Asian countries positioning to attract more foreign capital, but at what cost?

Last month, E&Y (formally Ernst & Young) gave India an early Christmas present, apparently crowning India as the most attractive destination in the world for foreign direct investment (FDI). In the world, E&Y said! Besides its depreciating currency (at the time at least) and domestic companies divesting from homegrown entities, India’s liberalization of its FDI policy in August is likely a key reason for the country’s increasing appeal. The Indian government, for seven sectors, decided to increase the amount of FDI that could be contributed to companies and eliminate mandatory government approval, under certain circumstances, in five other sectors. Such broad liberalizations in FDI-governing laws are just one among other strategies being used by Asian countries to attract foreign money.

More targeted relaxations are being employed by Mongolia to encourage inbound FDI specifically from Chinese investors. Laos’s leadership also used a focused approach a few weeks ago to solicit more FDI from South Korea’s private sector during a trip to Seoul. Many Asian countries, like Laos, see FDI as an important contributor to economic growth and are not afraid to go out and get it.
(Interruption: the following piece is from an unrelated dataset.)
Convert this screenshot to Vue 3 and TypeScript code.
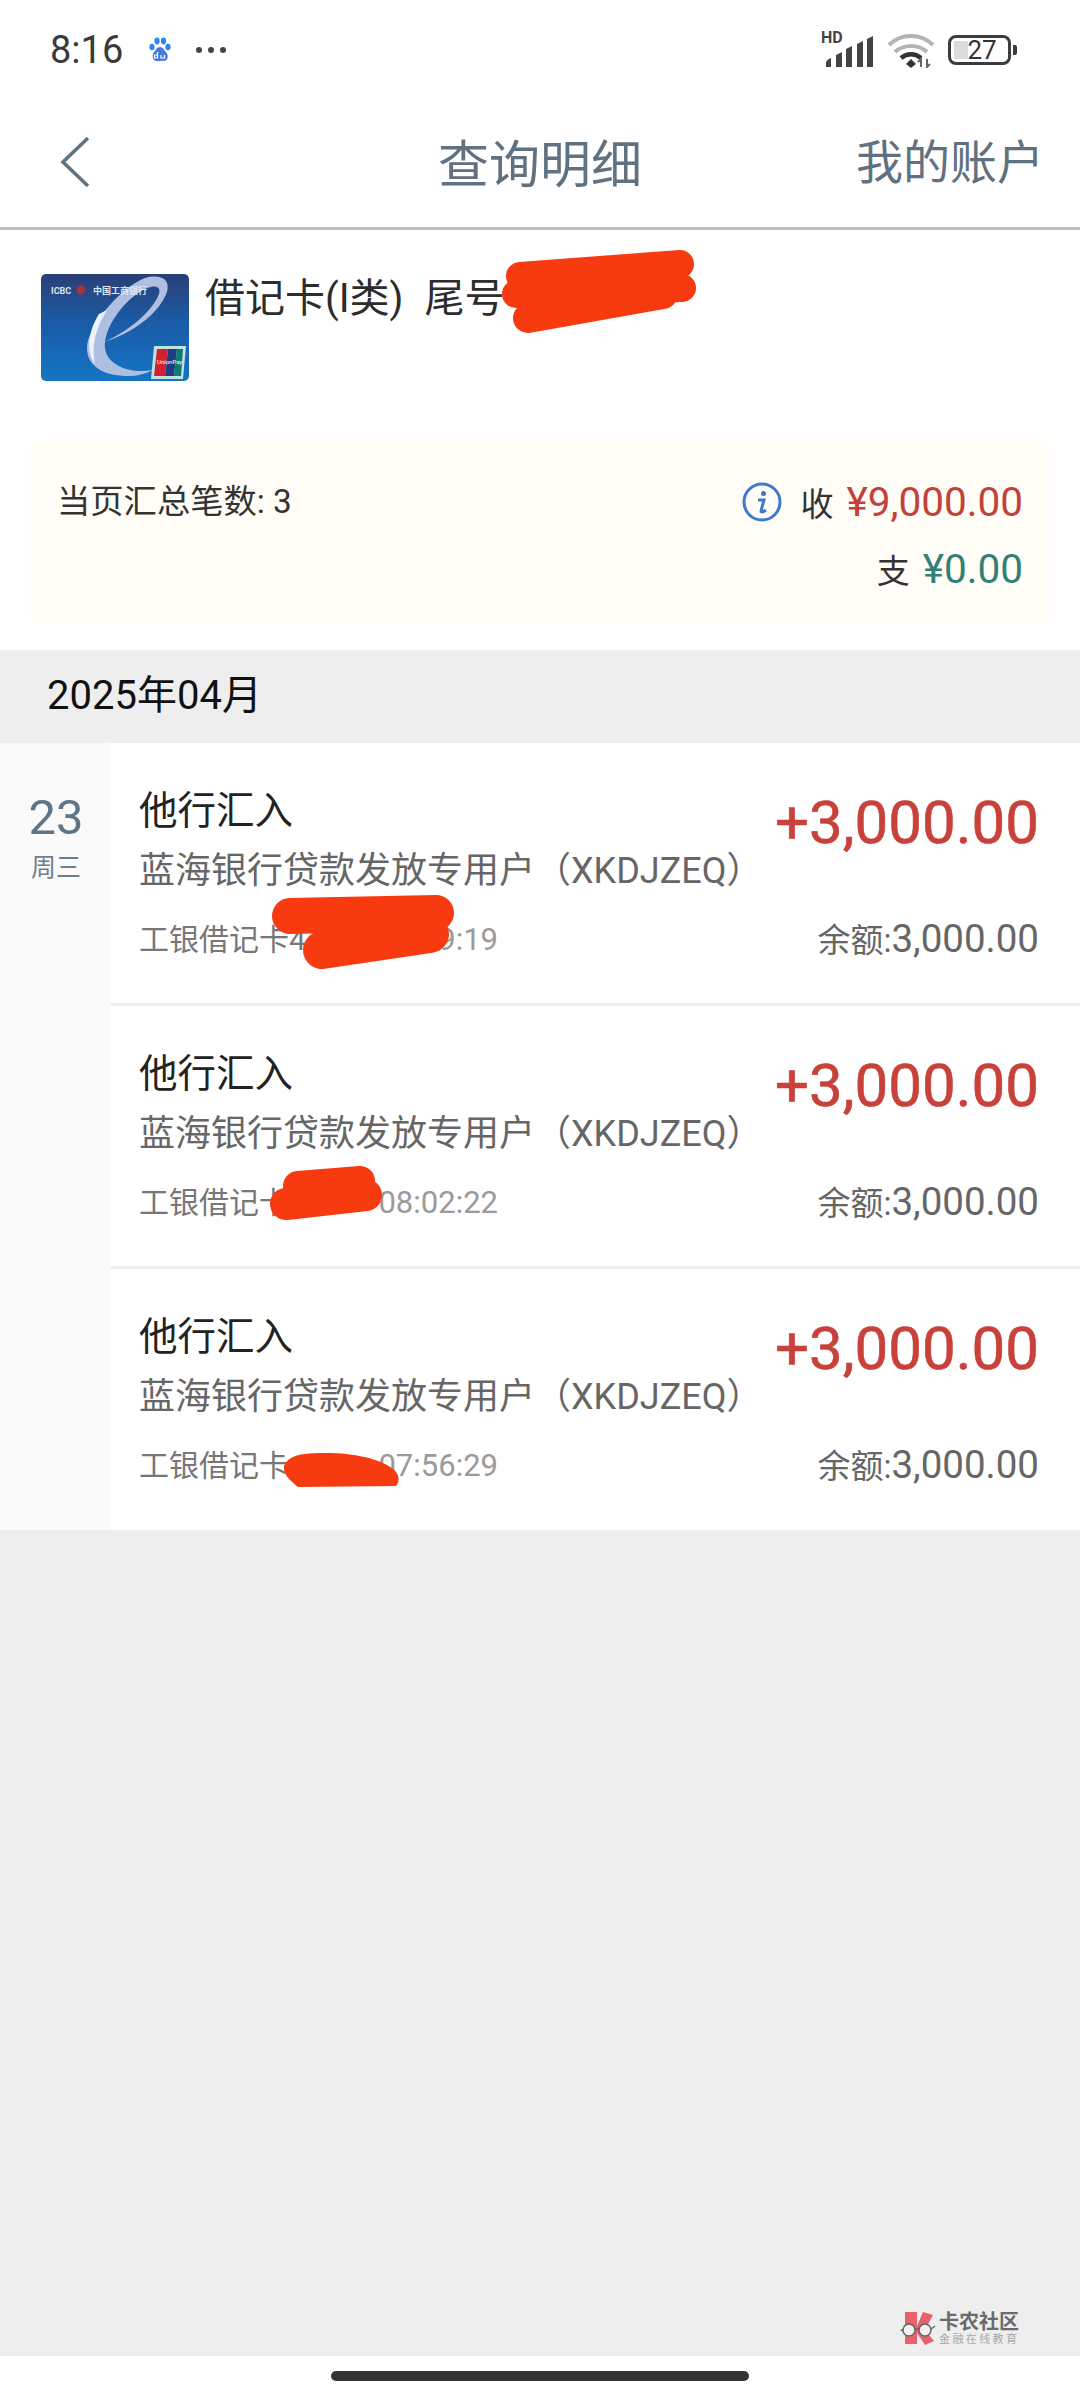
<script setup lang="ts">
interface Txn {
  card: string
  time: string
}

const txns: Txn[] = [
  { card: '工银借记卡4', time: '9:19' },
  { card: '工银借记卡', time: '08:02:22' },
  { card: '工银借记卡', time: '07:56:29' }
]
</script>

<template>
  <div class="page">
    <div class="status">
      <span class="clock">8:16</span>
      <svg class="paw" viewBox="0 0 24 26">
        <ellipse cx="4" cy="10" rx="2.600" ry="3.200" fill="#2b86ee" />
        <ellipse cx="9" cy="4" rx="2.600" ry="3.400" fill="#2b86ee" />
        <ellipse cx="15.500" cy="4" rx="2.600" ry="3.400" fill="#2b86ee" />
        <ellipse cx="20" cy="10" rx="2.600" ry="3.200" fill="#2b86ee" />
        <path d="M12 10c-3 0-4 3-6 5-2 2-2 8 2 9 2 .6 6-.6 8 0 4 0 5-6 2-9-2-2-3-5-6-5z" fill="#4a78e6" />
        <path d="M9.500 15v6h-3v-3h3M13 18v3h3.500v-3" fill="none" stroke="#fff" stroke-width="1.200" />
      </svg>
      <span class="more"><i></i><i></i><i></i></span>
      <div class="status-right">
        <div class="signal">
          <span class="hd">HD</span>
          <svg class="bars" viewBox="0 0 48 31">
            <path d="M1 31v-4q0-3 5-5v9zM11 31V19l6-3v15zM21 31V13l6-3v21zM32 31V8l6-3v26zM42 31V3l6-3v31z" fill="#444" />
          </svg>
        </div>
        <svg class="wifi" viewBox="0 0 48 35">
          <path d="M2 12C14 0 34 0 46 12" fill="none" stroke="#b4b4b4" stroke-width="4" />
          <path d="M8 19c9-8 23-8 32 0" fill="none" stroke="#b4b4b4" stroke-width="4" />
          <path d="M14 25c6-5 14-5 20 0" fill="none" stroke="#333" stroke-width="4.500" />
          <path d="M24 26l5 5-5 4-5-4z" fill="#333" />
          <path d="M34 34v-8l-3 3M40 26v8l3-3" fill="none" stroke="#666" stroke-width="2" />
        </svg>
        <div class="battery">
          <span class="level"></span>
          <span class="pct">27</span>
        </div>
        <span class="nub"></span>
      </div>
    </div>

    <header class="nav">
      <svg class="back" viewBox="0 0 30 52">
        <path d="M28 2 3 26l25 24" fill="none" stroke="#5f7482" stroke-width="3.600" />
      </svg>
      <h1 class="nav-title">查询明细</h1>
      <span class="nav-link">我的账户</span>
    </header>

    <section class="card-head">
      <svg class="card-img" viewBox="0 0 148 107">
        <defs>
          <linearGradient id="cardBg" x1="0" y1="0" x2="0" y2="1">
            <stop offset="0" stop-color="#2a3f77" />
            <stop offset="0.45" stop-color="#1a5ba6" />
            <stop offset="1" stop-color="#1475c4" />
          </linearGradient>
        </defs>
        <rect width="148" height="107" rx="5" fill="url(#cardBg)" />
        <path d="M63 68C90 60 118 40 126 18 130 4 118 0 104 4 78 14 46 54 46 74 46 92 62 102 88 102 96 102 104 100 112 96 90 100 66 92 64 74 62 54 84 24 106 14 116 10 120 14 118 20 112 36 90 56 63 68Z" fill="#aebfe2" />
        <path d="M58 40C48 56 44 76 54 90 50 72 54 56 66 36Z" fill="#eef3fb" />
        <text x="10" y="20" class="card-txt">ICBC</text>
        <circle cx="40" cy="16" r="4.500" fill="#a8323a" />
        <text x="52" y="20" class="card-txt">中国工商银行</text>
        <g>
          <path d="M113 72h32l-3 33h-32z" fill="#bfe2e0" />
          <path d="M116 75h11l-3 27h-11z" fill="#d32030" />
          <path d="M127 75h9l-3 27h-9z" fill="#1d3f82" />
          <path d="M136 75h6l-2 27h-7z" fill="#0d7a74" />
          <text x="116" y="90" class="card-up">UnionPay</text>
        </g>
      </svg>
      <span class="card-name">借记卡(I类)<span class="card-tail">尾号</span></span>
    </section>

    <section class="summary">
      <div class="sum-count">当页汇总笔数: 3</div>
      <div class="sum-right">
        <div class="sum-line">
          <svg class="info" viewBox="0 0 40 40">
            <circle cx="20" cy="20" r="18" fill="none" stroke="#3f78d0" stroke-width="3" />
            <circle cx="21.500" cy="11.500" r="2.500" fill="#3f78d0" />
            <path d="M16 18h6l-3 11c0 1.500 2 1.500 5-1" fill="none" stroke="#3f78d0" stroke-width="3" />
          </svg>
          <span class="sum-label">收</span>
          <span class="sum-in">¥9,000.00</span>
        </div>
        <div class="sum-line">
          <span class="sum-label">支</span>
          <span class="sum-out">¥0.00</span>
        </div>
      </div>
    </section>

    <div class="month">2025年04月</div>

    <section class="day">
      <div class="date">
        <div class="date-num">23</div>
        <div class="date-week">周三</div>
      </div>
      <div class="rows">
        <div v-for="(t, i) in txns" :key="i" class="row">
          <div class="row-left">
            <div class="row-title">他行汇入</div>
            <div class="row-sub">蓝海银行贷款发放专用户（XKDJZEQ）</div>
            <div class="row-meta">
              <span>{{ t.card }}</span>
              <span class="row-time">{{ t.time }}</span>
            </div>
          </div>
          <div class="row-right">
            <div class="row-amount">+3,000.00</div>
            <div class="row-balance">余额:<span class="row-bal-num">3,000.00</span></div>
          </div>
        </div>
      </div>
    </section>

    <div class="rest">
      <div class="mark">
        <svg class="mark-logo" viewBox="0 0 36 34">
          <path d="M5 1h12v14l6-14 10 3-8 15 9 11-9 4-8-12v11H5z" fill="#e9616b" />
          <circle cx="9" cy="19" r="6" fill="#f5f1ee" stroke="#666" stroke-width="1.500" />
          <circle cx="25" cy="19" r="6" fill="#f5f1ee" stroke="#666" stroke-width="1.500" />
          <path d="M15 18h4M3 18 1 20M31 18l4-3" stroke="#666" stroke-width="1.500" />
        </svg>
        <div class="mark-text">
          <div class="mark-name">卡农社区</div>
          <div class="mark-sub">金融在线教育</div>
        </div>
      </div>
    </div>

    <div class="home">
      <span class="home-bar"></span>
    </div>

    <!-- hand-drawn redaction marks sit over the numbers -->
    <svg class="scribbles" viewBox="0 0 1080 2400">
      <g fill="none" stroke="#f73a10" stroke-linecap="round">
        <path d="M520 276 680 264" stroke-width="28" />
        <path d="M516 294 682 288" stroke-width="28" />
        <path d="M528 318 663 294" stroke-width="30" />
        <path d="M290 916 436 913" stroke-width="36" />
        <path d="M322 950 430 934" stroke-width="38" />
        <path d="M298 1186 360 1181" stroke-width="30" />
        <path d="M286 1204 366 1195" stroke-width="32" />
      </g>
      <path d="M284 1466C288 1456 300 1453 320 1453 350 1452 378 1458 392 1468 400 1474 400 1482 396 1486L298 1487C290 1480 283 1475 284 1466Z" fill="#f73a10" />
    </svg>
  </div>
</template>

<style scoped>
.page {
  position: relative;
  width: 1080px;
  height: 2400px;
  display: flex;
  flex-direction: column;
  background: #fff;
  overflow: hidden;
  font-family: Roboto, "Noto Sans CJK SC", sans-serif;
  color: #333;
}

.status {
  height: 100px;
  display: flex;
  align-items: center;
  padding: 0 63px 0 50px;
  flex: none;
}
.clock {
  font-size: 38px;
  color: #3a3a3a;
  width: 98px;
}
.paw {
  width: 24px;
  height: 26px;
}
.more {
  display: flex;
  gap: 6px;
  margin-left: 24px;
}
.more i {
  width: 6px;
  height: 6px;
  border-radius: 50%;
  background: #444;
}
.status-right {
  margin-left: auto;
  display: flex;
  align-items: center;
}
.signal {
  position: relative;
  width: 49px;
  height: 33px;
  margin-right: 14px;
}
.hd {
  position: absolute;
  left: -3px;
  top: -3px;
  font-size: 16px;
  font-weight: 700;
  line-height: 14px;
  color: #444;
}
.bars {
  position: absolute;
  left: 1px;
  bottom: 0;
  width: 48px;
  height: 31px;
}
.wifi {
  width: 48px;
  height: 35px;
  margin-right: 13px;
}
.battery {
  position: relative;
  width: 63px;
  height: 30px;
  box-sizing: border-box;
  border: 3px solid #3c3c3c;
  border-radius: 8px;
  display: flex;
  align-items: center;
  justify-content: center;
}
.level {
  position: absolute;
  left: 3px;
  top: 3px;
  bottom: 3px;
  width: 14px;
  background: #dcdcdc;
}
.pct {
  position: relative;
  font-size: 26px;
  color: #333;
  margin-left: 5px;
}
.nub {
  width: 4px;
  height: 10px;
  margin-left: 2px;
  background: #3c3c3c;
  border-radius: 0 2px 2px 0;
}

.nav {
  height: 130px;
  flex: none;
  box-sizing: border-box;
  border-bottom: 3px solid #b6c3ca;
  position: relative;
  display: flex;
  align-items: center;
  justify-content: center;
  padding-bottom: 6px;
}
.back {
  position: absolute;
  left: 60px;
  top: 36px;
  width: 30px;
  height: 52px;
}
.nav-title {
  margin: 0;
  font-size: 51px;
  font-weight: 400;
  color: #5f7282;
}
.nav-link {
  position: absolute;
  right: 36px;
  top: 24px;
  font-size: 47px;
  color: #5f7282;
}

.card-head {
  flex: none;
  height: 210px;
  box-sizing: border-box;
  padding: 44px 0 0 41px;
  display: flex;
  align-items: flex-start;
}
.card-img {
  width: 148px;
  height: 107px;
  flex: none;
}
.card-txt {
  font-size: 9px;
  font-weight: 700;
  fill: #dfe6f2;
}
.card-up {
  font-size: 6px;
  fill: #fff;
}
.card-name {
  font-size: 40px;
  line-height: 50px;
  margin-left: 16px;
  color: #2c2c2c;
  white-space: pre;
}
.card-tail {
  margin-left: 21px;
}

.summary {
  flex: none;
  box-sizing: border-box;
  height: 182px;
  margin: 0 30px;
  padding: 37px 27px 0;
  background: #fffdf6;
  border-radius: 8px;
  display: flex;
  justify-content: space-between;
}
.sum-count {
  font-size: 33.300px;
  line-height: 50px;
  color: #333;
}
.sum-right {
  display: flex;
  flex-direction: column;
  gap: 17px;
  align-items: flex-end;
}
.sum-line {
  height: 50px;
  display: flex;
  align-items: center;
}
.info {
  width: 40px;
  height: 40px;
  margin-right: 19px;
}
.sum-label {
  font-size: 33px;
  color: #333;
  margin-right: 13px;
}
.sum-in {
  font-size: 40.500px;
  color: #c4403a;
}
.sum-out {
  font-size: 40.500px;
  color: #2f8177;
}

.month {
  flex: none;
  margin-top: 28px;
  height: 93px;
  box-sizing: border-box;
  padding-left: 47px;
  line-height: 92px;
  background: #eeeeee;
  font-size: 40px;
  color: #111;
}

.day {
  flex: none;
  display: flex;
  background: #fff;
}
.date {
  width: 110px;
  flex: none;
  background: #fafafa;
  text-align: center;
  padding: 45px 0 0 2px;
  box-sizing: border-box;
}
.date-num {
  font-size: 49px;
  line-height: 60px;
  color: #5f7585;
}
.date-week {
  margin-top: 3px;
  font-size: 25px;
  line-height: 34px;
  color: #6a7f8e;
}
.rows {
  flex: 1;
  min-width: 0;
}
.row {
  height: 263px;
  box-sizing: border-box;
  border-bottom: 3px solid #eeeeee;
  padding: 0 41px 0 29px;
  display: flex;
  justify-content: space-between;
}
.row:last-child {
  height: 261px;
  border-bottom: 0;
}
.row-left {
  padding-top: 38px;
}
.row-title {
  font-size: 38.500px;
  line-height: 60px;
  color: #222;
}
.row-sub {
  font-size: 36px;
  line-height: 60px;
  color: #666;
  white-space: nowrap;
}
.row-meta {
  margin-top: 9px;
  width: 359px;
  display: flex;
  justify-content: space-between;
  font-size: 30px;
  line-height: 60px;
  color: #777;
}
.row-time {
  color: #9a9a9a;
  font-size: 31px;
}
.row-right {
  padding-top: 40px;
  text-align: right;
}
.row-amount {
  font-size: 60px;
  line-height: 80px;
  color: #c8413b;
  -webkit-text-stroke: 0.6px #c8413b;
  white-space: nowrap;
}
.row-balance {
  margin-top: 46px;
  font-size: 33px;
  line-height: 60px;
  color: #666;
  white-space: nowrap;
}
.row-bal-num {
  font-size: 38.500px;
}

.rest {
  flex: 1;
  background: #eeeeee;
  position: relative;
}
.mark {
  position: absolute;
  left: 900px;
  bottom: 10px;
  display: flex;
  gap: 3px;
}
.mark-logo {
  width: 36px;
  height: 34px;
}
.mark-name {
  font-size: 20px;
  font-weight: 700;
  line-height: 22px;
  color: #6a6a6a;
}
.mark-sub {
  font-size: 11px;
  line-height: 13px;
  letter-spacing: 2.400px;
  color: #a8a8a8;
}

.home {
  height: 44px;
  flex: none;
  background: #fff;
  display: flex;
  justify-content: center;
  padding-top: 15px;
  box-sizing: border-box;
}
.home-bar {
  width: 418px;
  height: 10px;
  border-radius: 5px;
  background: #333;
}

.scribbles {
  position: absolute;
  left: 0;
  top: 0;
  width: 1080px;
  height: 2400px;
  pointer-events: none;
}
</style>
Longer-term bilateral approaches in the form of bilateral treaties and co-operation agreements are continuously being drafted as well, as in the case of Malaysia and China. In October, the two countries reaffirmed agreements to bilaterally trade USD $160B over the next five years, agreements which also include terms centered on common defense and security cooperation.

With China’s economy growing and prices for labor and services increasing, countries like Cambodia and Vietnam are likely to attract investments that will exploit relatively lower related costs (Samsung made its move just this month). And so continues the race to the bottom, where multinational companies encourage countries to compete over them. The country that can deregulate the most, often at the expense of local industries, seems to win.

Infusing foreign capital into countries that need it is important—I’m no fool. The ugly side, though, cannot be ignored—displacement of politically weak communities, ignoring of labor rights, and the degradation of ecological systems among other problems. Luckily we can all just rely on it all trickling down right?  That’s if the goal is being poor and exploited with one job rather than being relatively less poor with no job.

Links for more information

http://www.globalpost.com/dispatch/news/xinhua-news-agency/131126/laos-seeks-foreign-direct-investment-s-korea

http://www.mad-mongolia.com/news/mongolia-news/mongolias-new-law-expected-to-attract-chinese-billions-2-16337/

http://blogs.wsj.com/searealtime/2013/10/05/china-malaysia-seek-to-strengthen-ties/

http://www.taipeitimes.com/News/biz/archives/2013/12/13/2003578891

http://www.dnaindia.com/money/interview-many-south-korean-companies-doing-surveys-to-invest-in-india-seok-gu-jang-1939923

[photo courtesy of ironline.american.edu]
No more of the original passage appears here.